ある意味でリアルな歌詞の歌手
倖田來未の全盛期であった2000年代半ば、私は正直のこの歌手を心底嫌っていました。というのも、声が汚いということと、歌詞が自分の恋愛事情と性欲の話題ばかりだということ、そしてパフォーマンスが露骨に性的で下品だということが理由でした。
それでも、そこから10年程度たつと割と冷静にこの歌手について分析できるようになりました。普遍的な愛だとか、家族や友達を大切にする想いだとか、世界平和だとか、そういった綺麗事の内容の歌詞を歌う人に比べると、恋愛事情や性欲などの生々しいリアルな歌詞を歌う倖田來未はずっと真実味のある歌詞を口にしているのだな、と今なら言えます。政治や宗教の色が無く、ある意味では大衆に媚びていないのが倖田來未の曲の作風、という感じがしないでもありません。

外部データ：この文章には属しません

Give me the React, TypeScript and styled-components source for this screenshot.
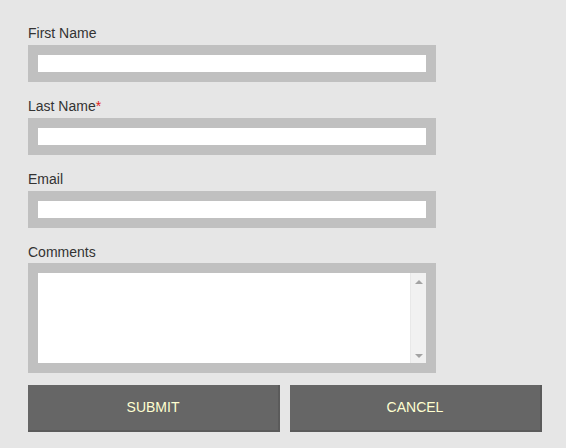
import React from 'react';
import styled, { createGlobalStyle } from 'styled-components';

const GlobalStyle = createGlobalStyle`
    body {
        margin: 0;
        background: #e6e6e6;
        font-family: Arial, "Liberation Sans", sans-serif;
    }
`

const Form = styled.form`
    display: flex;
    flex-direction: column;
    padding: 24px 28px 0 28px;
    width: 514px;
`

const Field = styled.div`
    display: flex;
    flex-direction: column;
    margin-bottom: 15px;
`

const Label = styled.label`
    font-size: 14px;
    line-height: 19px;
    color: #333333;
    margin-bottom: 2px;
`

const Required = styled.span`
    color: #e0201c;
`

const Input = styled.input`
    box-sizing: border-box;
    width: 408px;
    height: 37px;
    border: 10px solid #c0c0c0;
    background: #ffffff;
    padding: 0 4px;
    font-size: 13px;
    outline: none;
`

const AreaWrap = styled.div`
    position: relative;
    width: 408px;
    height: 110px;
    margin-top: -1px;
`

const TextArea = styled.textarea`
    box-sizing: border-box;
    display: block;
    width: 408px;
    height: 110px;
    border: 10px solid #c0c0c0;
    background: #ffffff;
    resize: none;
    overflow: hidden;
    outline: none;
    font-family: inherit;
    font-size: 13px;
    padding: 2px 20px 2px 4px;
`

const ScrollTrack = styled.div`
    position: absolute;
    top: 10px;
    right: 10px;
    bottom: 10px;
    width: 16px;
    box-sizing: border-box;
    background: #f1f1f1;
    border-left: 1px solid #e8e8e8;
    display: flex;
    flex-direction: column;
    justify-content: space-between;
    align-items: center;
    padding: 7px 0 5px;
    pointer-events: none;
`

const Arrow = styled.div<{ $down?: boolean }>`
    width: 0;
    height: 0;
    border-left: 4px solid transparent;
    border-right: 4px solid transparent;
    ${(p) => (p.$down ? 'border-top: 4px solid #a3a3a3;' : 'border-bottom: 4px solid #a3a3a3;')}
`

const Buttons = styled.div`
    display: flex;
    gap: 10px;
    margin-top: -3px;
`

const Button = styled.button`
    box-sizing: border-box;
    width: 252px;
    height: 47px;
    background: #666666;
    border: none;
    border-right: 2px solid #5b5b5b;
    border-bottom: 2px solid #5b5b5b;
    color: #ffffd0;
    font-family: inherit;
    font-size: 14px;
    text-transform: uppercase;
    padding: 0 0 2px;
    cursor: pointer;
`

export default function App() {
    return (
        <>
            <GlobalStyle />
            <Form onSubmit={(e) => e.preventDefault()}>
                <Field>
                    <Label>First Name</Label>
                    <Input type="text" />
                </Field>
                <Field>
                    <Label>Last Name<Required>*</Required></Label>
                    <Input type="text" />
                </Field>
                <Field>
                    <Label>Email</Label>
                    <Input type="email" />
                </Field>
                <Field>
                    <Label>Comments</Label>
                    <AreaWrap>
                        <TextArea />
                        <ScrollTrack>
                            <Arrow />
                            <Arrow $down />
                        </ScrollTrack>
                    </AreaWrap>
                </Field>
                <Buttons>
                    <Button type="submit">Submit</Button>
                    <Button type="button">Cancel</Button>
                </Buttons>
            </Form>
        </>
    );
}
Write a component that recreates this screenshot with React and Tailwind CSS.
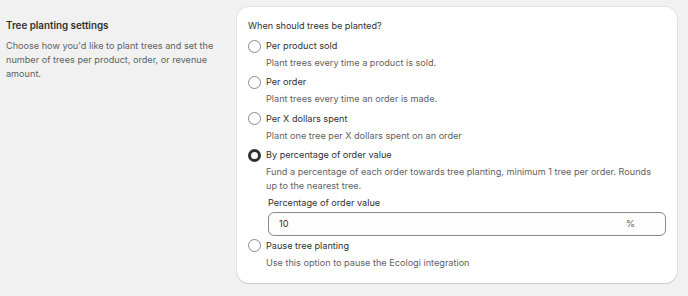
import React from "react";

function Radio({ checked }) {
  return checked ? (
    <span className="w-[13px] h-[13px] rounded-full border-[3.5px] border-[#303030] bg-white shrink-0 box-border" />
  ) : (
    <span className="w-[13px] h-[13px] rounded-full border border-[#8a8a8a] bg-white shrink-0 box-border" />
  );
}

function Option({ label, desc, checked, children }) {
  return (
    <div className="flex flex-col">
      <div className="flex items-center h-[16px] gap-[5px]">
        <Radio checked={checked} />
        <span className="text-[#303030]">{label}</span>
      </div>
      <div className="pl-[18px] pr-[14px] mt-[2px] text-[#616161] leading-[14px]">{desc}</div>
      {children}
    </div>
  );
}

export default function App() {
  return (
    <div
      className="w-[688px] h-[296px] bg-[#f1f1f1] flex text-[9.15px] leading-[14px] overflow-hidden"
      style={{ fontFamily: "Inter, 'Noto Sans', sans-serif" }}
    >
      <div className="w-[237px] shrink-0 pl-[6px] pr-[10px] pt-[18px]">
        <div className="font-semibold text-[#303030] text-[9.8px] leading-[15px]">Tree planting settings</div>
        <div className="mt-[6px] text-[#616161]">
          Choose how you'd like to plant trees and set the number of trees per product, order, or revenue amount.
        </div>
      </div>
      <div className="mt-[7px] w-[440px] h-[276px] bg-white rounded-[12px] shadow-[0_1px_1px_0_rgba(26,26,26,0.12),0_0_0_1px_rgba(0,0,0,0.05)] pl-[11px] pr-[11px] pt-[12px] flex flex-col">
        <div className="text-[#303030]">When should trees be planted?</div>
        <div className="mt-[5px] flex flex-col gap-[4.4px]">
          <Option label="Per product sold" desc="Plant trees every time a product is sold." />
          <Option label="Per order" desc="Plant trees every time an order is made." />
          <Option label="Per X dollars spent" desc="Plant one tree per X dollars spent on an order" />
          <Option
            checked
            label="By percentage of order value"
            desc="Fund a percentage of each order towards tree planting, minimum 1 tree per order. Rounds up to the nearest tree."
          >
            <div className="pl-[20px] mt-[3px] mb-[-3px]">
              <div className="text-[#303030]">Percentage of order value</div>
              <div className="mt-[2px] h-[24px] rounded-[6px] border border-[#8a8a8a] bg-[#fdfdfd] flex items-center pl-[10px] pr-[30px] text-[#303030]">
                <span className="flex-1">10</span>
                <span className="text-[#616161]">%</span>
              </div>
            </div>
          </Option>
          <Option label="Pause tree planting" desc="Use this option to pause the Ecologi integration" />
        </div>
      </div>
    </div>
  );
}
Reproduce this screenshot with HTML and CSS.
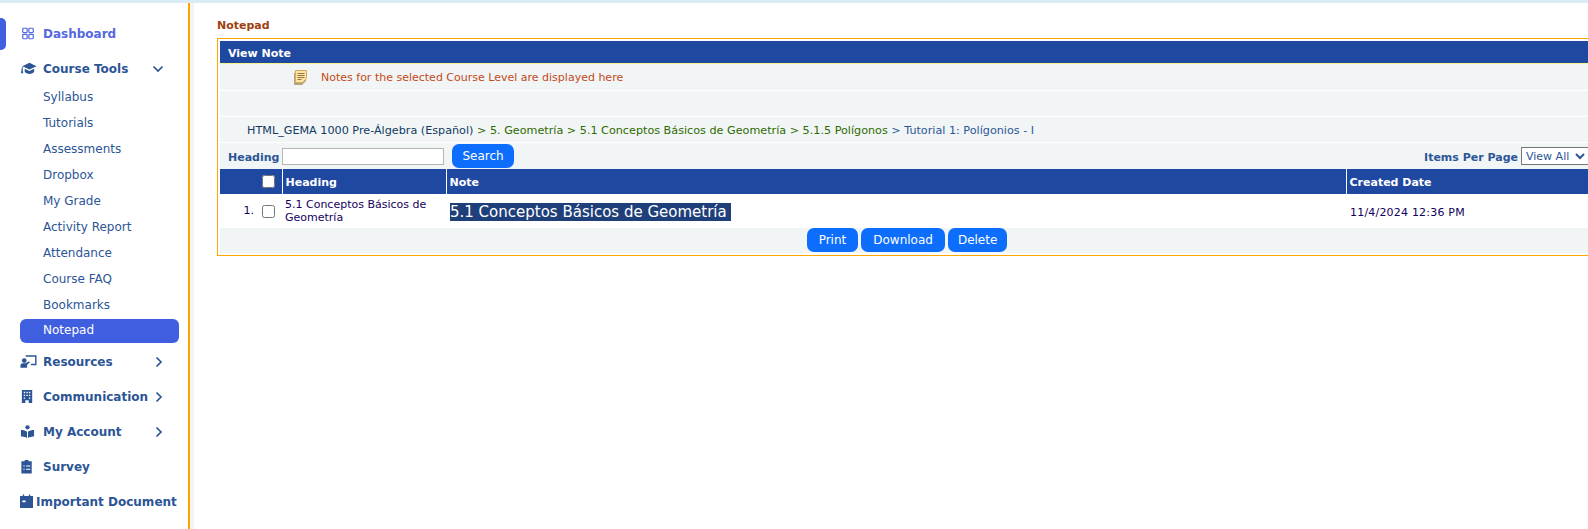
FILE: index.html
```html
<!DOCTYPE html>
<html lang="en">
<head>
  <meta charset="UTF-8">
  <meta name="viewport" content="width=device-width, initial-scale=1.0">
  <title>Notepad</title>
  <link rel="stylesheet" href="styles.css">
</head>
<body>
  <div class="top-strip"></div>
  <div class="layout">
    <nav class="sidebar">
      <span class="active-tab"></span>
      <a class="nav-item nav-dashboard">
        <svg class="nav-icon" viewBox="0 0 16 16"><g fill="none" stroke="#5468e0" stroke-width="1.4"><rect x="2" y="2" width="5" height="5" rx="1"/><rect x="9" y="2" width="5" height="5" rx="1"/><rect x="2" y="9" width="5" height="5" rx="1"/><rect x="9" y="9" width="5" height="5" rx="1"/></g></svg>
        <span>Dashboard</span>
      </a>
      <a class="nav-item nav-tools">
        <svg class="nav-icon cap-icon" viewBox="0 0 18 15"><path d="M10 1.500 17.500 5 10 8.500 3.800 5.600C3 6 2.700 6.700 2.600 7.500c.4.200.5.700.2 1l.6 4H1l.7-4c-.3-.3-.3-.8.100-1 .1-1.100.5-2 1.200-2.500L2.500 5z M5 7.800l5 2.300 5-2.300v3.200c-1 1.500-3 2.300-5 2.300s-4-.8-5-2.300z" fill="#2c5596"/></svg>
        <span>Course Tools</span>
        <svg class="chevron chevron-down" viewBox="0 0 12 12"><path d="M1.500 3.500 6 8l4.500-4.500" fill="none" stroke="#2c5596" stroke-width="1.700"/></svg>
      </a>
      <ul class="sub-menu">
        <li>Syllabus</li>
        <li>Tutorials</li>
        <li>Assessments</li>
        <li>Dropbox</li>
        <li>My Grade</li>
        <li>Activity Report</li>
        <li>Attendance</li>
        <li>Course FAQ</li>
        <li>Bookmarks</li>
        <li class="current">Notepad</li>
      </ul>
      <a class="nav-item nav-tight">
        <svg class="nav-icon wide-icon" viewBox="0 0 18 15"><path d="M6 1h11.500v10.500H11.500V10h4.500V2.500H6z" fill="#2c5596"/><circle cx="4.500" cy="6.500" r="2.500" fill="#2c5596"/><path d="M0.500 14v-2.500C.5 10 1.800 9.300 3 9.300h3l3.500-2 .9 1.300L7.500 11v3z" fill="#2c5596"/></svg>
        <span>Resources</span>
        <svg class="chevron" viewBox="0 0 12 12"><path d="M3.500 1.500 8 6l-4.500 4.500" fill="none" stroke="#2c5596" stroke-width="1.700"/></svg>
      </a>
      <a class="nav-item">
        <svg class="nav-icon" viewBox="0 0 16 16"><path fill-rule="evenodd" d="M2 1h11v14H9.300v-3H5.700v3H2z M4 3v1.500h1.500V3z M6.800 3v1.500h1.500V3z M9.500 3v1.500H11V3z M4 6v1.500h1.500V6z M6.800 6v1.500h1.500V6z M9.500 6v1.500H11V6z M4 9v1.500h1.500V9z M9.500 9v1.500H11V9z" fill="#2c5596"/></svg>
        <span>Communication</span>
        <svg class="chevron" viewBox="0 0 12 12"><path d="M3.500 1.500 8 6l-4.500 4.500" fill="none" stroke="#2c5596" stroke-width="1.700"/></svg>
      </a>
      <a class="nav-item">
        <svg class="nav-icon" viewBox="0 0 16 16"><circle cx="8" cy="3.500" r="2.300" fill="#2c5596"/><path d="M1 6.500c2.500 0 5 .5 6.500 1.800V15C6 13.800 3.500 13.300 1 13.300z M15 6.500c-2.500 0-5 .5-6.500 1.800V15c1.500-1.200 4-1.700 6.500-1.700z" fill="#2c5596"/></svg>
        <span>My Account</span>
        <svg class="chevron" viewBox="0 0 12 12"><path d="M3.500 1.500 8 6l-4.500 4.500" fill="none" stroke="#2c5596" stroke-width="1.700"/></svg>
      </a>
      <a class="nav-item">
        <svg class="nav-icon" viewBox="0 0 16 16"><path fill-rule="evenodd" d="M5 1h4v1.500h3.500v13h-11v-13H5z M3.500 7v1h1.500V7z M6.500 7v1h4.500V7z M3.500 10.500v1h1.500v-1z M6.500 10.500v1h4.500v-1z" fill="#2c5596"/></svg>
        <span>Survey</span>
      </a>
      <a class="nav-item nav-doc">
        <svg class="nav-icon" viewBox="0 0 14 16"><path fill-rule="evenodd" d="M3 .5h1.500V2h5V.5H11V2h3v13H0V2h3z M2.500 7v1.800h3.500V7z" fill="#2c5596"/></svg>
        <span>Important Document</span>
      </a>
    </nav>

    <main class="content">
      <div class="page-title">Notepad</div>
      <section class="panel">
        <div class="panel-head">View Note</div>
        <div class="info-row">
          <svg class="note-icon" viewBox="0 0 14 15"><path d="M1 3h12v8l-4 4H1z" fill="#b3a283"/><path d="M2.500 0.500h11v8l-4 4h-7z" fill="#fce4a8" stroke="#d8ab5c"/><path d="M4.500 3.500h7M4.500 5.500h7M4.500 7.500h7M4.500 9.500h4" stroke="#9a7a3c" stroke-width="1"/></svg>
          <span>Notes for the selected Course Level are displayed here</span>
        </div>
        <div class="blank-row"></div>
        <div class="crumb-row">
          <span class="crumb-root">HTML_GEMA 1000 Pre-Álgebra (Español)</span>
          <span class="crumb-mid">&gt; 5. Geometría &gt; 5.1 Conceptos Básicos de Geometría &gt; 5.1.5 Polígonos</span>
          <span class="crumb-end">&gt; Tutorial 1: Polígonios - I</span>
        </div>
        <div class="filter-row">
          <label class="filter-label">Heading</label>
          <input class="filter-input" type="text">
          <button class="btn btn-search">Search</button>
          <div class="per-page">
            <label class="filter-label">Items Per Page</label>
            <select class="per-select"><option>View All</option></select>
          </div>
        </div>
        <table class="note-table">
          <thead>
            <tr>
              <th class="col-check"><input class="head-check" type="checkbox"></th>
              <th class="col-heading">Heading</th>
              <th class="col-note">Note</th>
              <th>Created Date</th>
            </tr>
          </thead>
          <tbody>
            <tr>
              <td class="col-check"><span class="row-num">1.</span><input class="row-check" type="checkbox"></td>
              <td class="cell-heading">5.1 Conceptos Básicos de Geometría</td>
              <td class="cell-note"><span class="note-text">5.1 Conceptos Básicos de Geometría&nbsp;</span></td>
              <td class="cell-date">11/4/2024 12:36 PM</td>
            </tr>
          </tbody>
        </table>
        <div class="action-row">
          <button class="btn btn-print">Print</button>
          <button class="btn btn-download">Download</button>
          <button class="btn btn-delete">Delete</button>
        </div>
      </section>
    </main>
  </div>
</body>
</html>
```

FILE: styles.css
```css
* {
  box-sizing: border-box;
}
html, body {
  height: 100%;
}
body {
  margin: 0;
  font-family: "DejaVu Sans", Verdana, sans-serif;
  font-size: 11px;
  color: #000;
  background: #fff;
  overflow: hidden;
}
.top-strip {
  height: 3px;
  background: #d9ebf4;
}
.layout {
  display: flex;
  height: 526px;
}

/* Sidebar */
.sidebar {
  position: relative;
  flex: 0 0 194px;
  width: 194px;
  padding: 13px 0 0 20px;
  border-right: 4px solid #f4f4f4;
  box-shadow: inset -2px 0 0 #ffa500;
  font-size: 12px;
  color: #2c5596;
}
.active-tab {
  position: absolute;
  left: 0;
  top: 15px;
  width: 6px;
  height: 32px;
  background: #3f5ee0;
  border-radius: 0 5px 5px 0;
}
.nav-item {
  display: flex;
  align-items: center;
  height: 35px;
  font-weight: 700;
  font-size: 12px;
  color: #2c5596;
}
.nav-dashboard {
  color: #5468e0;
}
.nav-icon {
  flex: 0 0 15px;
  width: 15px;
  height: 15px;
  margin-right: 8px;
}
.cap-icon, .wide-icon {
  flex-basis: 17px;
  width: 17px;
  margin-right: 6px;
}
.nav-doc .nav-icon {
  flex-basis: 13px;
  width: 13px;
  margin-right: 3px;
}
.nav-dashboard .nav-icon {
  width: 14px;
  flex-basis: 14px;
  margin-left: 1px;
}
.chevron {
  position: absolute;
  left: 153px;
  width: 12px;
  height: 12px;
}
.chevron-down {
  left: 152px;
}
.sub-menu {
  list-style: none;
  margin: 0;
  padding: 0;
}
.sub-menu li {
  height: 26px;
  line-height: 26px;
  padding-left: 23px;
  font-size: 12px;
  margin-right: 11px;
}
.sub-menu li:first-child {
  margin-top: -2px;
}
.sub-menu .current {
  height: 24px;
  line-height: 23px;
  margin-top: 1px;
  background: #3f5ee0;
  color: #fff;
  border-radius: 6px;
}
.nav-tight {
  margin-top: 1px;
}

/* Main area */
.content {
  flex: 1;
  min-width: 0;
  padding: 16px 0 0 23px;
  overflow: hidden;
}
.page-title {
  height: 19px;
  line-height: 13px;
  font-weight: 700;
  color: #a0410d;
}
.panel {
  width: 1380px;
  height: 218px;
  padding: 2px;
  border: 1px solid #ffa500;
  background: #fff;
}
.panel-head {
  height: 23px;
  line-height: 25px;
  padding-left: 8px;
  background: #1f48a0;
  border-bottom: 1px solid #f4f48a;
  color: #fff;
  font-weight: 700;
}
.info-row, .blank-row, .crumb-row, .filter-row {
  background: #f1f5f6;
  border-bottom: 1px solid #fff;
}
.info-row {
  display: flex;
  align-items: center;
  height: 27px;
  padding: 1px 0 0 73px;
  color: #c24a1a;
}
.note-icon {
  width: 14px;
  height: 15px;
  margin-right: 14px;
}
.blank-row {
  height: 26px;
}
.crumb-row {
  height: 26px;
  line-height: 27px;
  padding-left: 27px;
  font-size: 11.2px;
}
.crumb-root {
  color: #123a63;
}
.crumb-mid {
  color: #2f6b00;
}
.crumb-end {
  color: #2c5596;
}
.filter-row {
  display: flex;
  align-items: center;
  height: 26px;
  padding: 0 5px 0 8px;
  border-bottom: 0;
}
.filter-label {
  font-weight: 700;
  color: #2c5596;
  padding-top: 2px;
}
.filter-input {
  width: 162px;
  height: 17px;
  margin: 0 8px 0 3px;
  border: 1px solid #b5b5b5;
  background: #fff;
  padding: 0;
}
.per-page {
  margin-left: auto;
  display: flex;
  align-items: center;
}
.per-select {
  width: 68px;
  height: 18px;
  margin-left: 3px;
  border: 1px solid #767676;
  background: #fff;
  color: #2c5596;
  font: 11px "DejaVu Sans", sans-serif;
  padding: 0;
}
.btn {
  height: 24px;
  padding: 0 12px;
  border: 0;
  border-radius: 7px;
  background: #0d6efd;
  color: #fff;
  font: 12px "DejaVu Sans", sans-serif;
}
.btn-search {
  padding: 0 10px;
}
.btn-delete {
  padding: 0 10px;
}
.note-table {
  width: 100%;
  border-collapse: collapse;
  table-layout: fixed;
}
.note-table th {
  height: 25px;
  padding: 2px 3px 0;
  background: #1f48a0;
  color: #fff;
  text-align: left;
  font-weight: 700;
  border-left: 1px solid #fff;
}
.note-table th:first-child {
  border-left: 0;
}
.note-table td {
  height: 34px;
  padding: 0 3px;
  color: #14005c;
  line-height: 13px;
  background: #fff;
}
.note-table .col-check {
  width: 62px;
  padding: 0 7px 0 0;
  text-align: right;
}
.col-heading {
  width: 164px;
}
.col-note {
  width: 900px;
}
.head-check, .row-check {
  width: 13px;
  height: 13px;
  margin: 0;
  vertical-align: middle;
}
.row-num {
  margin-right: 8px;
}
.note-table .cell-note {
  padding: 1px 0 0 4px;
}
.note-table .cell-date {
  padding: 2px 0 0 4px;
  letter-spacing: .2px;
}
.note-text {
  display: inline-block;
  background: #1f3f7a;
  color: #fff;
  font-size: 15px;
  line-height: 18px;
}
.action-row {
  display: flex;
  justify-content: center;
  gap: 3px;
  height: 25px;
  background: #f1f5f6;
}
```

正直、深味のある歌詞ではなく本人の歌も上手い部類ではないのですが、何となく車の中、部屋の中などが寂しい時に雰囲気でかける曲として倖田來未の曲は悪くはありません。とにかく、雰囲気という点に倖田來未の曲を聞く意義が集約されています。1990年代前半生まれの人物であれば、倖田來未の曲は比較的なじみがあるのではないか、というのが私の意見です。